Politics: Latest effort to stack the Supreme Court falls short, but AMLO and Sheinbaum prepare Plans C and D

MEXICO - Report 04 Dec 2023 by Guillermo Valdes and Francisco González

There is no reason to believe that President López Obrador is going to abandon his longstanding campaign to bring the Judicial Branch under his control and, barring that, to hamstring it and starve it of funding. The latest effort in that latter regard is his administration’s attempt to dissolve all the trusts the Judiciary has maintained to cover personnel benefits, which is now before the courts. The Supreme Court has yet to rule on the constitutionality of the administration’s judicial reform measures.

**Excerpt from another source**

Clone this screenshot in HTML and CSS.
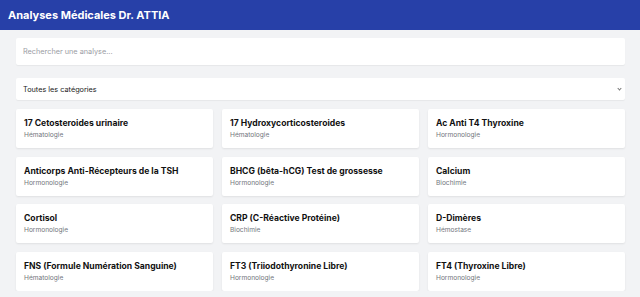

But in the meantime, the AMLO administration appears focused on doing an end run around the current Supreme Court by making sure the president can once again count on the votes of at least four members of the High Court, who could then frustrate any efforts to declare his reforms unconstitutional. The opening salvo was the decision by former Chief Justice Arturo Zaldívar to resign, declare his devotion to the current government and join the team of virtual Morena presidential nominee Claudia Sheinbaum. That leaves a 15 year-long seat on the bench that AMLO is in a position to fill and a possible Sheinbaum administration figure likely getting to sit on the High Court roughly a year from now. The question that remains is just how successful the Morena camp is likely to be in its long-term effort to disempower this last major counterweight to its unconstitutional designs.